Been thinking about the Libella lately…the ancient leveling tool. Would it be as accurate as today’s laser levels? No, probably not. The precision of the laser would far surpass that of a bundle of sticks and a plumb line. But would it always give you the result you wanted? Theoretically, at least, only if you were building on a plane surface. If you were leveling a very long structure—say an aqueduct, the laser would give you a perfectly straight line—but it wouldn’t follow the curve of the earth. Posts erected square to the level line of the laser would be parallel, but they wouldn’t be plumb. The libella has this factor built in simply because they always index to plumb—the plumb line always points directly at the center of the earth–straight and parallel aren’t what you are actually looking for.
3 thoughts on “Libella vs. Laser”
blazgrapar
There is an optical leveling device, a survey device, which is somewhat a crossover between libella and laser. It is an optical device, which self-levels the lens with a marker so that the marker always projects the imaginary plumb line (horizon).
With this device you can transfer a line from one spot to the other. Similarly like laser does.
Your assumption that laser doesn’t follow earths curve is wrong. If you put it between two objects that you want to align in the same level then, curve of earth is non-relevant. And this is how they transferred levels in a recent history with theodolite.
Here in Europe they made a comparison in the measurement of height that was made for the railroad from Trieste to Vienna which is cca 350 km (218 miles). The difference of measurement with optical level and modern GPS was cca 1 mm (less than 16th of an inch) .

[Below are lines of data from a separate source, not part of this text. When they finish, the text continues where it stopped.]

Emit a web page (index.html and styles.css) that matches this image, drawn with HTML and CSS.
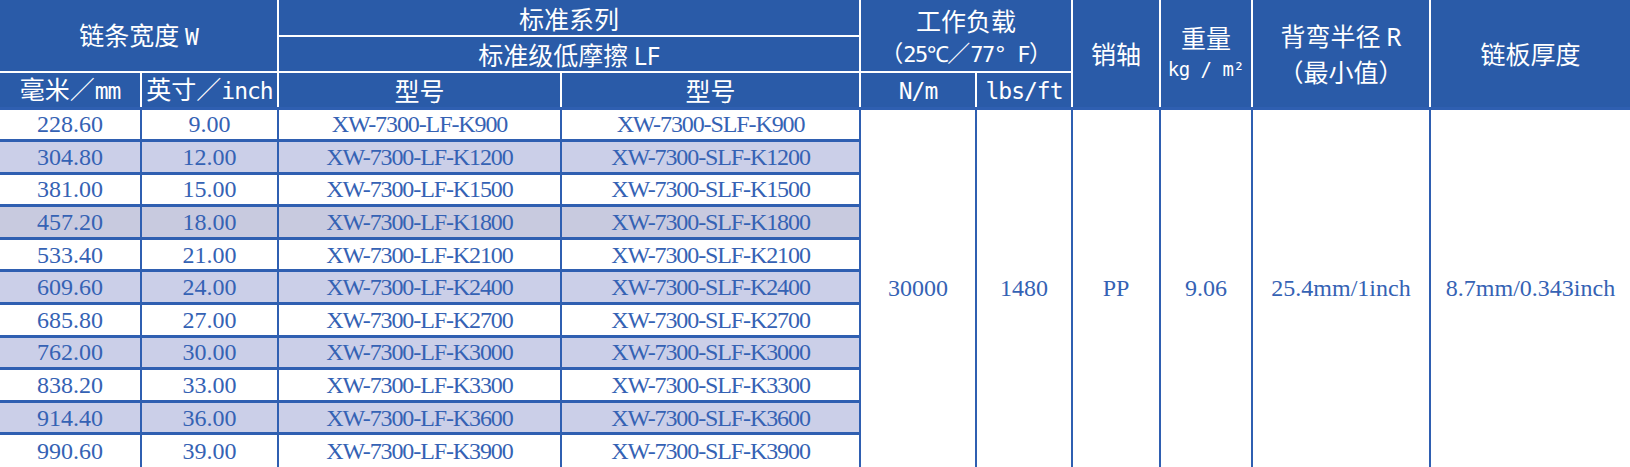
FILE: index.html
```html
<!DOCTYPE html>
<html lang="zh">
<head>
<meta charset="utf-8">
<title>XW-7300 规格表</title>
<link rel="stylesheet" href="styles.css">
</head>
<body>
<table class="spec">
  <colgroup>
    <col class="c1"><col class="c2"><col class="c3"><col class="c4"><col class="c5">
    <col class="c6"><col class="c7"><col class="c8"><col class="c9"><col class="c10">
  </colgroup>
  <thead>
    <tr class="h1">
      <th class="edge-l" colspan="2" rowspan="2">链条宽度 <span class="lat">W</span></th>
      <th colspan="2">标准系列</th>
      <th colspan="2" rowspan="2" class="two"><div class="ln">工作负载</div><div class="ln tmp">（<span class="lat">25℃</span>／<span class="lat">77° F</span>）</div></th>
      <th rowspan="3">销轴</th>
      <th rowspan="3" class="two"><div class="ln">重量</div><div class="ln unit">kg / m²</div></th>
      <th rowspan="3" class="two tall"><div class="ln">背弯半径 <span class="latp">R</span></div><div class="ln">（最小值）</div></th>
      <th rowspan="3" class="edge-r">链板厚度</th>
    </tr>
    <tr class="h2">
      <th colspan="2">标准级低摩擦 <span class="latp">LF</span></th>
    </tr>
    <tr class="h3">
      <th class="edge-l">毫米／<span class="lat">mm</span></th>
      <th>英寸／<span class="lat">inch</span></th>
      <th>型号</th>
      <th>型号</th>
      <th><span class="lat">N/m</span></th>
      <th><span class="lat">lbs/ft</span></th>
    </tr>
  </thead>
  <tbody>
    <tr>
      <td class="edge-l">228.60</td><td>9.00</td><td class="mdl">XW-7300-LF-K900</td><td class="mdl">XW-7300-SLF-K900</td>
      <td rowspan="11" class="merged">30000</td>
      <td rowspan="11" class="merged">1480</td>
      <td rowspan="11" class="merged">PP</td>
      <td rowspan="11" class="merged">9.06</td>
      <td rowspan="11" class="merged">25.4mm/1inch</td>
      <td rowspan="11" class="merged edge-r">8.7mm/0.343inch</td>
    </tr>
    <tr class="alt">
      <td class="edge-l">304.80</td><td>12.00</td><td class="mdl">XW-7300-LF-K1200</td><td class="mdl">XW-7300-SLF-K1200</td>
    </tr>
    <tr>
      <td class="edge-l">381.00</td><td>15.00</td><td class="mdl">XW-7300-LF-K1500</td><td class="mdl">XW-7300-SLF-K1500</td>
    </tr>
    <tr class="alt alt-dim">
      <td class="edge-l">457.20</td><td>18.00</td><td class="mdl">XW-7300-LF-K1800</td><td class="mdl">XW-7300-SLF-K1800</td>
    </tr>
    <tr>
      <td class="edge-l">533.40</td><td>21.00</td><td class="mdl">XW-7300-LF-K2100</td><td class="mdl">XW-7300-SLF-K2100</td>
    </tr>
    <tr class="alt">
      <td class="edge-l">609.60</td><td>24.00</td><td class="mdl">XW-7300-LF-K2400</td><td class="mdl">XW-7300-SLF-K2400</td>
    </tr>
    <tr>
      <td class="edge-l">685.80</td><td>27.00</td><td class="mdl">XW-7300-LF-K2700</td><td class="mdl">XW-7300-SLF-K2700</td>
    </tr>
    <tr class="alt">
      <td class="edge-l">762.00</td><td>30.00</td><td class="mdl">XW-7300-LF-K3000</td><td class="mdl">XW-7300-SLF-K3000</td>
    </tr>
    <tr>
      <td class="edge-l">838.20</td><td>33.00</td><td class="mdl">XW-7300-LF-K3300</td><td class="mdl">XW-7300-SLF-K3300</td>
    </tr>
    <tr class="alt">
      <td class="edge-l">914.40</td><td>36.00</td><td class="mdl">XW-7300-LF-K3600</td><td class="mdl">XW-7300-SLF-K3600</td>
    </tr>
    <tr class="last">
      <td class="edge-l">990.60</td><td>39.00</td><td class="mdl">XW-7300-LF-K3900</td><td class="mdl">XW-7300-SLF-K3900</td>
    </tr>
  </tbody>
</table>
</body>
</html>
```
FILE: styles.css
```css
html, body {
  margin: 0;
  padding: 0;
  background: #ffffff;
}

.spec {
  border-collapse: collapse;
  table-layout: fixed;
  width: 1630px;
}

.c1 { width: 141px; }
.c2 { width: 137px; }
.c3 { width: 283px; }
.c4 { width: 299px; }
.c5 { width: 116px; }
.c6 { width: 96px; }
.c7 { width: 88px; }
.c8 { width: 92px; }
.c9 { width: 178px; }
.c10 { width: 200px; }

.spec th {
  background: #2a5ba8;
  color: #ffffff;
  font-family: "Noto Sans CJK SC", "Noto Sans", sans-serif;
  font-weight: 400;
  font-size: 25px;
  line-height: 30px;
  padding: 0;
  border: 2px solid #ffffff;
  text-align: center;
  vertical-align: middle;
  white-space: nowrap;
}

.spec .h1 th { border-top: 0; }
.spec .h1 { height: 36px; }
.spec .h2 { height: 36px; }
.spec .h3 { height: 36px; }

.spec th.two .ln {
  height: 32px;
  line-height: 32px;
}

.spec th.tall .ln {
  height: 36px;
  line-height: 36px;
}

.spec .lat {
  font-family: "DejaVu Sans Mono", monospace;
  font-size: 23px;
  letter-spacing: -1px;
}

.spec .latp {
  font-family: "Noto Sans", sans-serif;
}

.spec .tmp {
  font-size: 23px;
}

.spec .tmp .lat {
  font-size: 22px;
  letter-spacing: -1.5px;
}

.spec .unit {
  font-family: "DejaVu Sans Mono", monospace;
  font-size: 19px;
  letter-spacing: -0.5px;
}

.spec td {
  color: #3562b4;
  font-family: "Liberation Serif", "Times New Roman", serif;
  font-size: 24px;
  line-height: 26px;
  padding: 0;
  text-align: center;
  vertical-align: middle;
  white-space: nowrap;
  border-left: 2px solid #2f5fb1;
  border-right: 2px solid #2f5fb1;
  border-top: 3px solid #2f5fb1;
  border-bottom: 3px solid #2f5fb1;
}

.spec tbody tr { height: 32.6px; }

.spec td.mdl { letter-spacing: -1.1px; }

.spec tbody tr.alt td { background: #cbcfe8; }
.spec tbody tr.alt-dim td { background: #c8cadf; }

.spec tbody tr.alt td.merged,
.spec td.merged {
  background: #ffffff;
  border-bottom: 0;
}

.spec tr.last td { border-bottom: 0; }

.spec .edge-l { border-left: 0; }
.spec .edge-r { border-right: 0; }
```
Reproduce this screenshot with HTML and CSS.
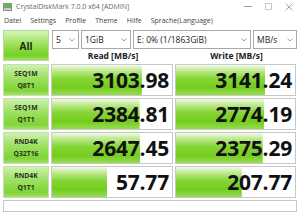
FILE: index.html
```html
<!DOCTYPE html>
<html>
<head>
<meta charset="utf-8">
<title>CrystalDiskMark</title>
<link rel="stylesheet" href="styles.css">
</head>
<body>
<div class="window">
  <div class="titlebar">
    <svg class="appicon" width="9" height="8" viewBox="0 0 9 8">
      <rect x="0" y="0" width="9" height="8" fill="#8a8f96"/>
      <rect x="1" y="1" width="7" height="3" fill="#5fbf3a"/>
      <rect x="1" y="5" width="7" height="2" fill="#c9ccd0"/>
    </svg>
    <span class="title">CrystalDiskMark 7.0.0 x64 [ADMIN]</span>
    <div class="winctl">
      <span class="ctl-min"></span>
      <span class="ctl-max"></span>
      <svg class="ctl-close" width="8" height="8" viewBox="0 0 8 8"><path d="M0.5 0.5L7.5 7.5M7.5 0.5L0.5 7.5" stroke="#9a9a9a" stroke-width="0.9"/></svg>
    </div>
  </div>
  <div class="menubar">
    <span>Datei</span><span>Settings</span><span>Profile</span><span>Theme</span><span>Hilfe</span><span>Sprache(Language)</span>
  </div>
  <div class="main">
    <div class="top">
      <div class="btn-all">All</div>
      <div class="topright">
        <div class="selects">
          <div class="sel sel-count"><span>5</span><svg class="chev" width="6" height="4" viewBox="0 0 6 4"><path d="M0.5 0.5L3 3L5.5 0.5" fill="none" stroke="#888" stroke-width="0.8"/></svg></div>
          <div class="sel sel-size"><span>1GiB</span><svg class="chev" width="6" height="4" viewBox="0 0 6 4"><path d="M0.5 0.5L3 3L5.5 0.5" fill="none" stroke="#888" stroke-width="0.8"/></svg></div>
          <div class="sel sel-drive"><span>E: 0% (1/1863GiB)</span><svg class="chev" width="6" height="4" viewBox="0 0 6 4"><path d="M0.5 0.5L3 3L5.5 0.5" fill="none" stroke="#888" stroke-width="0.8"/></svg></div>
          <div class="sel sel-unit"><span>MB/s</span><svg class="chev" width="6" height="4" viewBox="0 0 6 4"><path d="M0.5 0.5L3 3L5.5 0.5" fill="none" stroke="#888" stroke-width="0.8"/></svg></div>
        </div>
        <div class="heads">
          <span>Read [MB/s]</span>
          <span>Write [MB/s]</span>
        </div>
      </div>
    </div>
    <div class="rows">
      <div class="label"><span>SEQ1M</span><span>Q8T1</span></div>
      <div class="val" style="--p:74.9%"><span>3103.98</span></div>
      <div class="val" style="--p:75.0%"><span>3141.24</span></div>

      <div class="label"><span>SEQ1M</span><span>Q1T1</span></div>
      <div class="val" style="--p:73.0%"><span>2384.81</span></div>
      <div class="val" style="--p:74.1%"><span>2774.19</span></div>

      <div class="label"><span>RND4K</span><span>Q32T16</span></div>
      <div class="val" style="--p:73.7%"><span>2647.45</span></div>
      <div class="val" style="--p:72.9%"><span>2375.29</span></div>

      <div class="label"><span>RND4K</span><span>Q1T1</span></div>
      <div class="val" style="--p:46.0%"><span>57.77</span></div>
      <div class="val" style="--p:55.3%"><span>207.77</span></div>
    </div>
    <div class="comment"></div>
  </div>
</div>
</body>
</html>
```

FILE: styles.css
```css
html, body {
  margin: 0;
  padding: 0;
}
body {
  width: 300px;
  height: 214px;
  overflow: hidden;
  background: #ffffff;
  font-family: "Open Sans", "Noto Sans", sans-serif;
  color: #222;
}
.window {
  width: 300px;
  height: 214px;
  display: flex;
  flex-direction: column;
}
.titlebar {
  height: 13px;
  display: flex;
  align-items: center;
  padding-left: 3px;
}
.appicon {
  margin-right: 4px;
}
.title {
  font-size: 7px;
  color: #6a6a6a;
  white-space: nowrap;
}
.winctl {
  margin-left: auto;
  display: flex;
  align-items: center;
  padding-right: 7px;
  gap: 13px;
}
.ctl-min {
  width: 8px;
  height: 1px;
  background: #a0a0a0;
}
.ctl-max {
  width: 7px;
  height: 7px;
  border: 1px solid #c8c8c8;
  box-sizing: border-box;
}
.menubar {
  height: 15px;
  display: flex;
  align-items: center;
  gap: 9px;
  padding-left: 4px;
  font-size: 7px;
  color: #444;
  white-space: nowrap;
}
.main {
  padding: 2px 3px 0 3px;
  display: flex;
  flex-direction: column;
}
.top {
  display: flex;
  gap: 3px;
  height: 31px;
}
.btn-all {
  width: 46px;
  height: 31px;
  box-sizing: border-box;
  border: 1px solid #b7d9a0;
  background: linear-gradient(#d6f5b8 0%, #aee87a 30%, #86d83a 65%, #78d02a 85%, #9ee060 100%);
  display: flex;
  align-items: center;
  justify-content: center;
  font-weight: 700;
  font-size: 10px;
  color: #1f2a14;
}
.topright {
  flex: 1;
  display: flex;
  flex-direction: column;
}
.selects {
  display: flex;
  gap: 2px;
  height: 19px;
}
.sel {
  box-sizing: border-box;
  border: 1px solid #a9a9a9;
  background: #fff;
  display: flex;
  align-items: center;
  justify-content: space-between;
  padding: 0 3px 0 3px;
  font-size: 8.5px;
  color: #222;
  white-space: nowrap;
}
.chev {
  flex: none;
}
.sel-count { width: 27px; }
.sel-size { width: 50px; }
.sel-drive { width: 118px; }
.sel-unit { width: 44px; }
.heads {
  flex: 1;
  display: grid;
  grid-template-columns: 122px 121px;
  column-gap: 2px;
  align-items: center;
  font-size: 8.5px;
  font-weight: 700;
  color: #222;
  text-align: center;
}
.rows {
  margin-top: 3px;
  display: grid;
  grid-template-columns: 46px 122px 121px;
  grid-auto-rows: 32px;
  column-gap: 2px;
  row-gap: 2px;
}
.label {
  box-sizing: border-box;
  border: 1px solid #c4e0b0;
  background: linear-gradient(#d0f2b0 0%, #a9e578 30%, #8cda46 65%, #80d438 85%, #a4e26a 100%);
  display: flex;
  flex-direction: column;
  align-items: center;
  justify-content: center;
  font-size: 6.8px;
  font-weight: 700;
  line-height: 12px;
  color: #2a3320;
}
.val {
  box-sizing: border-box;
  border: 1px solid #c8c8c8;
  background: linear-gradient(#f2faea 0%, #c2ea94 18%, #86d636 45%, #74cd1e 75%, #98dc50 100%) 0 0 / var(--p) 100% no-repeat, #ffffff;
  display: flex;
  align-items: center;
  justify-content: flex-end;
  padding-right: 3px;
  font-size: 21px;
  font-weight: 700;
  color: #111;
  letter-spacing: -0.2px;
}
.comment {
  margin-top: 2px;
  height: 12px;
  box-sizing: border-box;
  border: 1px solid #c8c8c8;
  background: #fff;
}
```
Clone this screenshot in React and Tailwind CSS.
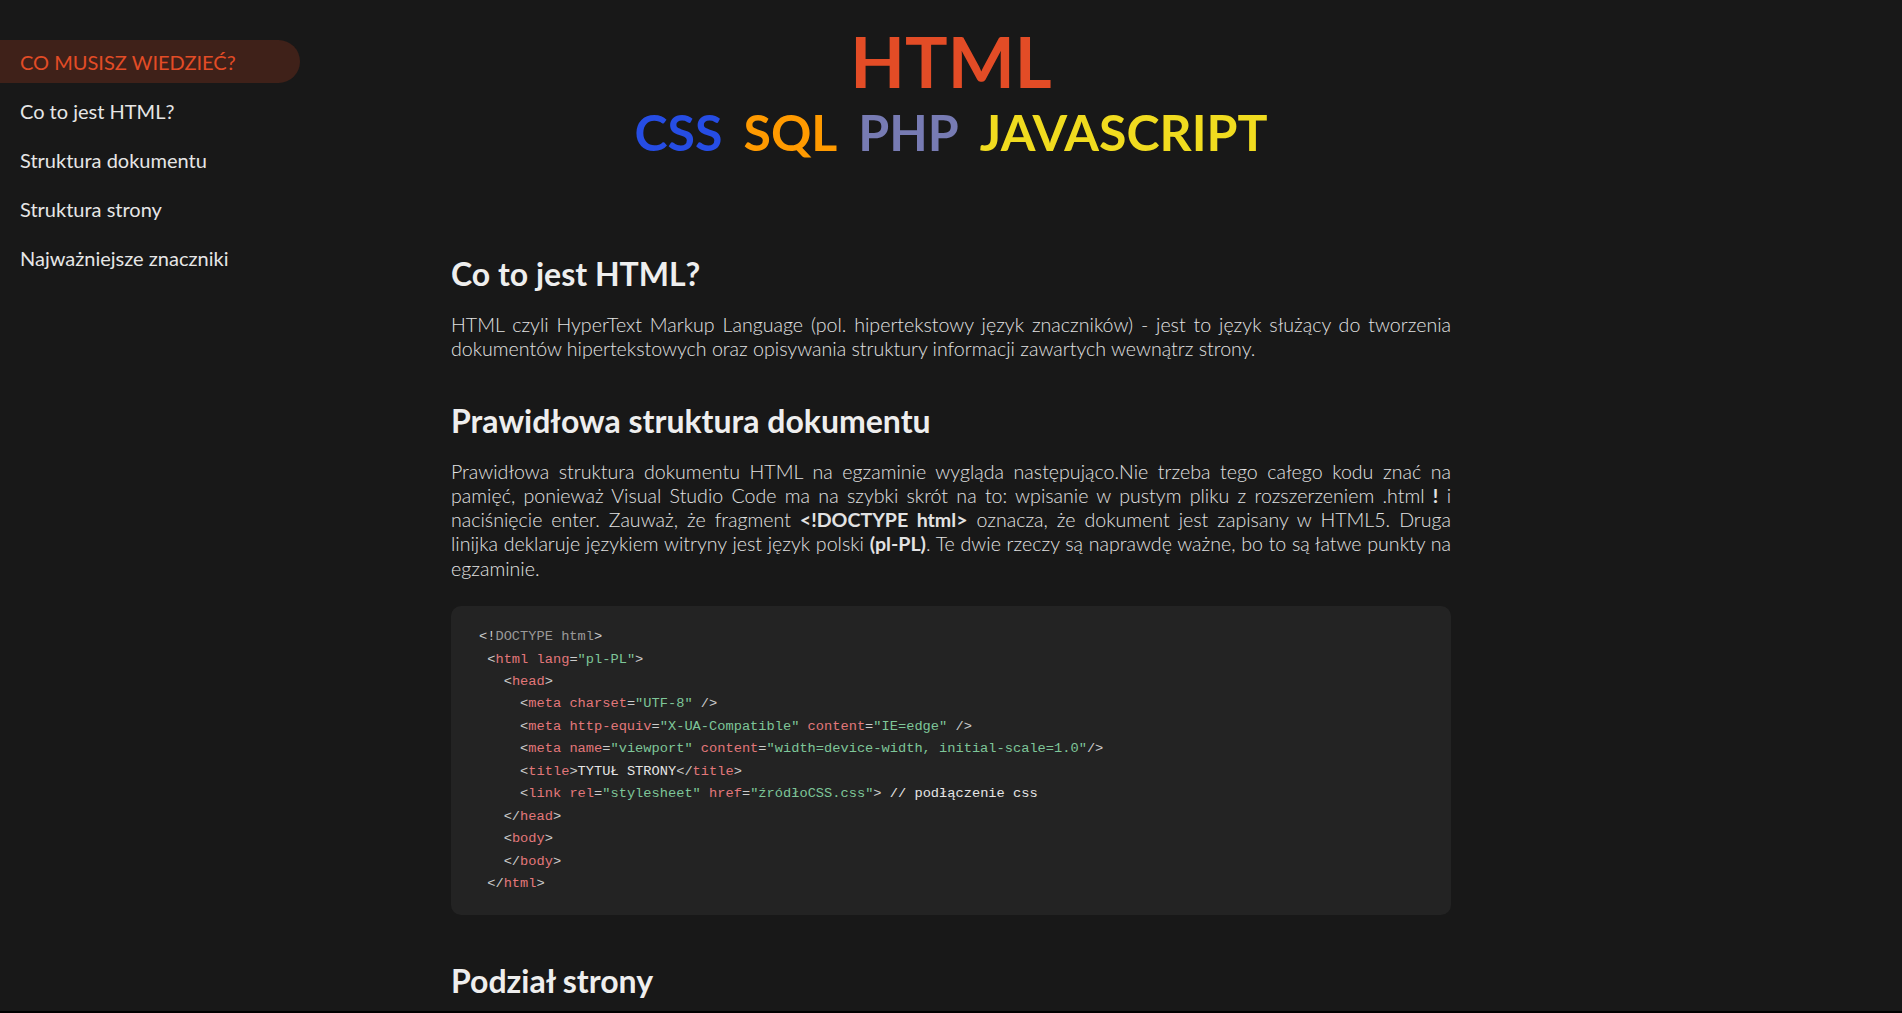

Maybe some facts here are not exact but should be in the ballpark.
lessoiko
How about libella vs. bubble level?
Jim Tolpin
What I’m pointing out here is that sight lines (including laser lines) are straight; level lines generated by water and instruments like the libella that reference to a plumb line are not…water follows the curve of the earth; plumb lines are non-parallel but follow radii lines to the center of the earth.